The UK prime minister added that the United Kingdom would support Zimbabwean people in their aspiration to live in a free and fair society.
May also pledged to work with UK regional and international partners to assist Zimbabwe in achieving a better future, which it deserves.
Zimbabwe Military Seeks to Preserve Status-Quo With Mugabe Coup
Meantime, the US-based human rights group Freedom House warned in a press release on Tuesday that Zimbabwe’s military coup leaders appear more interested in maintaining their positions in a one-party state than in ushering in a period of democratic reform
There is nothing yet to suggest that Zimbabwe is about to undergo a substantive shift toward a more democratic and open society based on the full implementation of its 2013 constitution," the release stated.
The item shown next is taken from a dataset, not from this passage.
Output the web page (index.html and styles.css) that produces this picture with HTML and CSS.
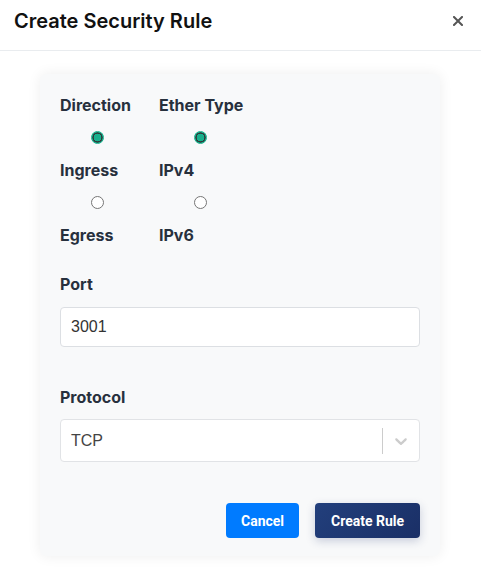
FILE: index.html
```html
<!DOCTYPE html>
<html lang="en">
<head>
<meta charset="utf-8">
<title>Create Security Rule</title>
<link rel="stylesheet" href="styles.css">
</head>
<body>
<div class="modal">
  <div class="modal-header">
    <h2 class="modal-title">Create Security Rule</h2>
    <button class="close-btn" aria-label="Close">
      <svg width="10" height="10" viewBox="0 0 10 10"><path d="M1 1L9 9M9 1L1 9" stroke="#555" stroke-width="2" stroke-linecap="square"/></svg>
    </button>
  </div>
  <div class="modal-body">
    <div class="card">
      <div class="radio-grid">
        <div class="radio-col col-direction">
          <div class="field-label">Direction</div>
          <input type="radio" class="radio" name="direction" checked>
          <div class="field-label">Ingress</div>
          <input type="radio" class="radio" name="direction">
          <div class="field-label">Egress</div>
        </div>
        <div class="radio-col col-ether">
          <div class="field-label">Ether Type</div>
          <input type="radio" class="radio" name="ether" checked>
          <div class="field-label">IPv4</div>
          <input type="radio" class="radio" name="ether">
          <div class="field-label">IPv6</div>
        </div>
      </div>

      <div class="field-label port-label">Port</div>
      <input class="text-input" type="text" value="3001">

      <div class="field-label protocol-label">Protocol</div>
      <div class="select">
        <div class="select-value">TCP</div>
        <span class="select-sep"></span>
        <div class="select-indicator">
          <svg width="20" height="20" viewBox="0 0 20 20"><path fill="#ccc" d="M4.516 7.548c0.436-0.446 1.043-0.481 1.576 0l3.908 3.747 3.908-3.747c0.533-0.481 1.141-0.446 1.574 0 0.436 0.445 0.408 1.197 0 1.615-0.406 0.418-4.695 4.502-4.695 4.502-0.217 0.223-0.502 0.335-0.787 0.335s-0.57-0.112-0.789-0.335c0 0-4.287-4.084-4.695-4.502s-0.436-1.170 0-1.615z"/></svg>
        </div>
      </div>

      <div class="actions">
        <button class="btn btn-cancel">Cancel</button>
        <button class="btn btn-create">Create Rule</button>
      </div>
    </div>
  </div>
</div>
</body>
</html>
```

FILE: styles.css
```css
* { box-sizing: border-box; }

html, body {
  margin: 0;
  padding: 0;
  background: #ffffff;
}

body {
  font-family: Inter, "Liberation Sans", Arial, sans-serif;
  width: 481px;
  height: 572px;
  overflow: hidden;
}

.modal-header {
  height: 51px;
  border-bottom: 1px solid #e9ecef;
  display: flex;
  align-items: flex-start;
  justify-content: space-between;
  padding: 9px 14px 0 14px;
}

.modal-title {
  margin: 0;
  font-size: 20px;
  font-weight: 600;
  line-height: 24px;
  color: #111111;
}

.close-btn {
  border: none;
  background: none;
  padding: 0;
  margin-top: 7px;
  margin-right: 4px;
  width: 10px;
  height: 10px;
  display: flex;
}

.modal-body {
  padding: 23px 41px 0 40px;
}

.card {
  width: 400px;
  background: #f8f9fa;
  border-radius: 6px;
  box-shadow: 0 0 14px rgba(0, 0, 0, 0.07);
  padding: 21px 20px 18px 20px;
  display: flex;
  flex-direction: column;
}

.radio-grid {
  display: flex;
  gap: 24px;
}

.radio-col {
  display: flex;
  flex-direction: column;
  align-items: flex-start;
}

.col-direction { width: 75px; }
.col-ether { width: 83px; }

.field-label {
  font-size: 16px;
  font-weight: 700;
  line-height: 20px;
  color: #27303d;
  white-space: nowrap;
}

.radio {
  appearance: none;
  -webkit-appearance: none;
  margin: 16px 0;
  width: 13px;
  height: 13px;
  border-radius: 50%;
  align-self: center;
  background: #ffffff;
  border: 1px solid #767676;
}

.radio:checked {
  border: 1px solid #17b08c;
  background: radial-gradient(circle, #17b08c 0 3.6px, #2f3b3a 4.1px 4.9px, #17b08c 5.3px);
}

.port-label { margin-top: 29px; }

.text-input {
  margin-top: 13px;
  height: 40px;
  width: 360px;
  border: 1px solid #dcdfe3;
  border-radius: 4px;
  background: #ffffff;
  padding: 0 10px;
  font-family: "Liberation Sans", Arial, sans-serif;
  font-size: 16px;
  color: #333333;
  outline: none;
}

.protocol-label { margin-top: 40px; }

.select {
  margin-top: 12px;
  height: 43px;
  width: 360px;
  border: 1px solid #e1e3e6;
  border-radius: 4px;
  background: #ffffff;
  display: flex;
  align-items: center;
}

.select-value {
  flex: 1;
  padding-left: 10px;
  font-family: "Liberation Sans", Arial, sans-serif;
  font-size: 16px;
  color: #444444;
}

.select-sep {
  width: 1px;
  height: 26px;
  background: #cccccc;
}

.select-indicator {
  padding: 8px;
  display: flex;
}

.actions {
  margin-top: 41px;
  display: flex;
  justify-content: flex-end;
  gap: 16px;
}

.btn {
  height: 35px;
  border: none;
  border-radius: 4px;
  padding: 0 15px;
  font-family: Roboto, "Liberation Sans", Arial, sans-serif;
  font-size: 14px;
  font-weight: 700;
  color: #ffffff;
}

.btn-cancel {
  background: #007bff;
  width: 73px;
}

.btn-create {
  width: 105px;
  background: linear-gradient(135deg, #223f7c, #1a2f66);
  box-shadow: 0 3px 10px rgba(30, 50, 110, 0.22);
}
```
The release charged that Army Chief Constantino Chiwenga appears to have acted on behalf of Emmerson Mnangagwa, who was ousted as vice president ten days ago.
"Neither of these has expressed any interest in moving outside the boundaries of revolutionary governance established by the ruling party, ZANU-PF, under Mugabe, and both seem primarily concerned with ensuring the continued dominance of the party after his demise," the release explained.
Last week, Mugabe, who has been leading Zimbabwe for over 30 years as both president and prime minister, and his guards were confined to his house by soldiers. The military deployed armored vehicles in the Zimbabwean capital of Harare and took control of the state-owned broadcaster. The military then stated that their actions did not constitute a seizure of power and instead targeted "criminals."
After being placed under house arrest, the nation’s independence leader and longtime President Robert Mugabe resigned on Tuesday.
News reports have characterized the coup as a power struggle between Mnangagwa supporters and backers of Mugabe’s wife Grace, who had reportedly been chosen by 93-year-old Mugabe as his successor.